I largely defer to the cognitive ethologists. I believe that the arguments that they make on this score are extremely persuasive. More than this, I do think as well that a priori objections by philosophers to successful research programs in the sciences have a very bad track record.
What we need to do, however, is figure out what our best available theories of the mind suggest about epistemological issues, while we recognise that we may need to change our views on these questions as new evidence comes in.
I am quite wedded to the view that epistemologists should concern themselves with knowledge rather than our concept of knowledge. The analogy I like to draw here is with our understanding of (other) natural kinds.
Chemists in earlier centuries were quite interested in the nature of acids. They had no interest in analysing their concept of acid. After all, they knew that their understanding of acids was at a fairly primitive level, and what they wanted to do was understand something about the world better - the nature of acidity - not something about their own concepts.
One of the goals of scientific theorising is to develop concepts which are adequate to the phenomena under study.

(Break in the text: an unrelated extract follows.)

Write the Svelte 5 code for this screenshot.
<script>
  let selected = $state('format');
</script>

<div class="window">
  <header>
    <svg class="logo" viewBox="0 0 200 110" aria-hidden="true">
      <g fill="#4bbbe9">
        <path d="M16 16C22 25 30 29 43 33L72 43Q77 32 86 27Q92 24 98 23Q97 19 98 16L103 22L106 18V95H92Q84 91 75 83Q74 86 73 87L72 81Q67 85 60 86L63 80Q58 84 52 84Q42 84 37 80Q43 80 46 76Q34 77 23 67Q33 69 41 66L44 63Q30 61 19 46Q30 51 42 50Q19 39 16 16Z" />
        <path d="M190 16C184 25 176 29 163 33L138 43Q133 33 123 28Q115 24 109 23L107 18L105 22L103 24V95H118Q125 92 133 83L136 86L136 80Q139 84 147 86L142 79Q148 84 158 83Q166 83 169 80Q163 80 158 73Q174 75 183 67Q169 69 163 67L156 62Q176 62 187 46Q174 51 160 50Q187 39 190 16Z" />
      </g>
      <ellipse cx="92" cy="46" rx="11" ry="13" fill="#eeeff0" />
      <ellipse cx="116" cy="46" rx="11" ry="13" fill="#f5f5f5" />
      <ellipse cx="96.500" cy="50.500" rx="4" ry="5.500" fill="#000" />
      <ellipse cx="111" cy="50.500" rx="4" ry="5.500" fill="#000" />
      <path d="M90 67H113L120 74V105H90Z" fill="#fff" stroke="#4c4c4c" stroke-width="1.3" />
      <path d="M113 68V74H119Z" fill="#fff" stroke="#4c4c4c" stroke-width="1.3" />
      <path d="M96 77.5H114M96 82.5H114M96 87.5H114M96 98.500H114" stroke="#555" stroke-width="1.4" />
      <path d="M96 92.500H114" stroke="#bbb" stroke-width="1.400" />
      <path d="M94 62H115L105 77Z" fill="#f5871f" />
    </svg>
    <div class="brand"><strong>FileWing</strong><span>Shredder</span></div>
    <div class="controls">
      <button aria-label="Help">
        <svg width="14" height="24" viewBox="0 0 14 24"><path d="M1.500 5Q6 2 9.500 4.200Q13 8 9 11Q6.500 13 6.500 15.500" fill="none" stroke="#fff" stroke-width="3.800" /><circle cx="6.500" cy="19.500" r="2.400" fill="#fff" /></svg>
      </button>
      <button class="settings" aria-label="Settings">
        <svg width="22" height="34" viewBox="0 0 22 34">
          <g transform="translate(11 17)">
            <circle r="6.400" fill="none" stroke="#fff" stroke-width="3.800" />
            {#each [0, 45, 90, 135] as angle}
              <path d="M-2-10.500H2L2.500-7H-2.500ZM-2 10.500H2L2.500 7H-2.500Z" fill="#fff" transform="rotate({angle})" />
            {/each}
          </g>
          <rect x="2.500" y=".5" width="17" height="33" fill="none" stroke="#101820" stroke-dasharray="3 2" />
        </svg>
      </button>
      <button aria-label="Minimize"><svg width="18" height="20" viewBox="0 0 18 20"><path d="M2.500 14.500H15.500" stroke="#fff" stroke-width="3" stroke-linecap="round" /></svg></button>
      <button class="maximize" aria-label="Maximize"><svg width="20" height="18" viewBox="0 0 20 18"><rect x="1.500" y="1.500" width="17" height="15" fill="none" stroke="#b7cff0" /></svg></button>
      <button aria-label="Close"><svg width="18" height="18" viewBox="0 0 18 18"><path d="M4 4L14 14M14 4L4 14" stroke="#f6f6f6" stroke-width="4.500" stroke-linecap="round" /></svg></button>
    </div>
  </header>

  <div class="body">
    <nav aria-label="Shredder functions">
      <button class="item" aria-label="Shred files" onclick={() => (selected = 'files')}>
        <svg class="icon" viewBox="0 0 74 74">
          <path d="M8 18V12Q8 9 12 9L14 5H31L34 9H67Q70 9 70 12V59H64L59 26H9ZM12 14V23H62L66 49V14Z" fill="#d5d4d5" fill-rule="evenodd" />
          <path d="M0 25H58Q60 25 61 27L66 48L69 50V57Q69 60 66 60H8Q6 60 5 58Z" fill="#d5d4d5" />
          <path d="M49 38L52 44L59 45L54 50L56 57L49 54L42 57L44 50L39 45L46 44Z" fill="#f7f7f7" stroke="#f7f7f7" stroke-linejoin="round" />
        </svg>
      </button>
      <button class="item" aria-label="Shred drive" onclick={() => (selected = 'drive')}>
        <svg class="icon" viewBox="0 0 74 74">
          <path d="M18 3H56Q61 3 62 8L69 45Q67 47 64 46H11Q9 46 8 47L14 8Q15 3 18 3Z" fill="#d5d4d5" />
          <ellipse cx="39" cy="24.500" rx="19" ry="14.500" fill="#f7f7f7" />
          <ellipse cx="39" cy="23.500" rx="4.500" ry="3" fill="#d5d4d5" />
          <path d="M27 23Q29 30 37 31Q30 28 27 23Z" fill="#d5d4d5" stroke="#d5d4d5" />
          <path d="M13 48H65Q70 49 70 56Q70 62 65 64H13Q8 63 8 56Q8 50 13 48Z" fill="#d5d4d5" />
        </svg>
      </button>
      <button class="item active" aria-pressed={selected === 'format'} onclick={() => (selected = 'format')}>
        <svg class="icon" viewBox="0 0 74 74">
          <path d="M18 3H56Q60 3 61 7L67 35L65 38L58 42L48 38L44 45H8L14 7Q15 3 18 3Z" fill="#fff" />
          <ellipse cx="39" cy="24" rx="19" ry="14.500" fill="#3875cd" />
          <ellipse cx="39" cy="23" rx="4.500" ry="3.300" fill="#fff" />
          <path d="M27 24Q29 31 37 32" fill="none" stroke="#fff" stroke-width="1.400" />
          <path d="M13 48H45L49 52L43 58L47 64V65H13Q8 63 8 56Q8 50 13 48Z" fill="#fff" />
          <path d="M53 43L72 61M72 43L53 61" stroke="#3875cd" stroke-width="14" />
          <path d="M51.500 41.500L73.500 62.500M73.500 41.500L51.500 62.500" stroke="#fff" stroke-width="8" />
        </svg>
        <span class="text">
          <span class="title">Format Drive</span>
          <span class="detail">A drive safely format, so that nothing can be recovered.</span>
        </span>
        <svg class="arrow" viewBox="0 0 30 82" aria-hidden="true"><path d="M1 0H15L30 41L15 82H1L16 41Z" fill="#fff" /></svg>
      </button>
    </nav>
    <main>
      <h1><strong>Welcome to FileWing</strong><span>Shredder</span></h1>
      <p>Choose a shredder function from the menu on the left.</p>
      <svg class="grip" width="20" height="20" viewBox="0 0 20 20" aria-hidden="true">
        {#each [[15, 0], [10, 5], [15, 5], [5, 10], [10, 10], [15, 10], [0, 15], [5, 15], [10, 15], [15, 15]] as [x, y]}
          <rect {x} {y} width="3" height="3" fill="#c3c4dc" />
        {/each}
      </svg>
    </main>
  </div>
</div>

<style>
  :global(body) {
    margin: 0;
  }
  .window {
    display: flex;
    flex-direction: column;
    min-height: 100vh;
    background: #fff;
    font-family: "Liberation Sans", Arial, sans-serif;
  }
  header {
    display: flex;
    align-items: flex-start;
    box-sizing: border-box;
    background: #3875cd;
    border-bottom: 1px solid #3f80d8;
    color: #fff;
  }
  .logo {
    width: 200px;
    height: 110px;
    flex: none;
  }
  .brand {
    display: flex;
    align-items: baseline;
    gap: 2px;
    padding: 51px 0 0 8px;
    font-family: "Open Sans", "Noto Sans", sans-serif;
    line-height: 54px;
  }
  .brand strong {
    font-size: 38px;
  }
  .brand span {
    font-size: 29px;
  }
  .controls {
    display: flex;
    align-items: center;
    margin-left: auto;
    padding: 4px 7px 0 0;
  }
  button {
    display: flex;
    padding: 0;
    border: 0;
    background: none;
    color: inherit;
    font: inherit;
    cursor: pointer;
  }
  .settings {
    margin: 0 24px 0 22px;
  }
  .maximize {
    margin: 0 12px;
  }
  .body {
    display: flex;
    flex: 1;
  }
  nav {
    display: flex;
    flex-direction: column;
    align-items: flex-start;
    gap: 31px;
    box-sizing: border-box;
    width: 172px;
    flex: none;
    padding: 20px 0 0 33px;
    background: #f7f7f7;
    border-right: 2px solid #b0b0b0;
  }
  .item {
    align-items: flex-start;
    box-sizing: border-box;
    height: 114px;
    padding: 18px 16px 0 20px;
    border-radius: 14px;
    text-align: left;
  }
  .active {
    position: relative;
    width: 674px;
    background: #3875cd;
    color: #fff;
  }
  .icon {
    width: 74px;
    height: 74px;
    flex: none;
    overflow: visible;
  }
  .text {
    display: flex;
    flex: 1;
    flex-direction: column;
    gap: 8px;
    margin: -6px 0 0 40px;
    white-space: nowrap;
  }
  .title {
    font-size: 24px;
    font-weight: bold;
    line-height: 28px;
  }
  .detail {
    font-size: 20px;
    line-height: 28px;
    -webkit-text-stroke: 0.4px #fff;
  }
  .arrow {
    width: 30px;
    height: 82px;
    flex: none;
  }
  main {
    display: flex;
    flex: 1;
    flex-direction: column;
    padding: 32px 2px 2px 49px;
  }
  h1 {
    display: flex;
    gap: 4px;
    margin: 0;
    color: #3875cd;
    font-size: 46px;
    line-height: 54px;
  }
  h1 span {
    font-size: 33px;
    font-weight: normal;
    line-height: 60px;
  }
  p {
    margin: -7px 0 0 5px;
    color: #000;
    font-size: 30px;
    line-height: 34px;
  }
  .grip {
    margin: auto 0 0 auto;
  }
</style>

In my view, things should work the same way in epistemology. We want to know what knowledge actually amounts to, not what our folk concept of knowledge is, since, just as with our pretheoretical concept of acidity, it might contain all sorts of misunderstandings and leave out all manner of important things.
I think that when I first suggested the idea that knowledge should be viewed as a natural kind, many people thought this was just crazy.
I was often asked how one could even make sense of this. Isn't the category of knowledge something that we project upon the world, rather than something that we discover in it?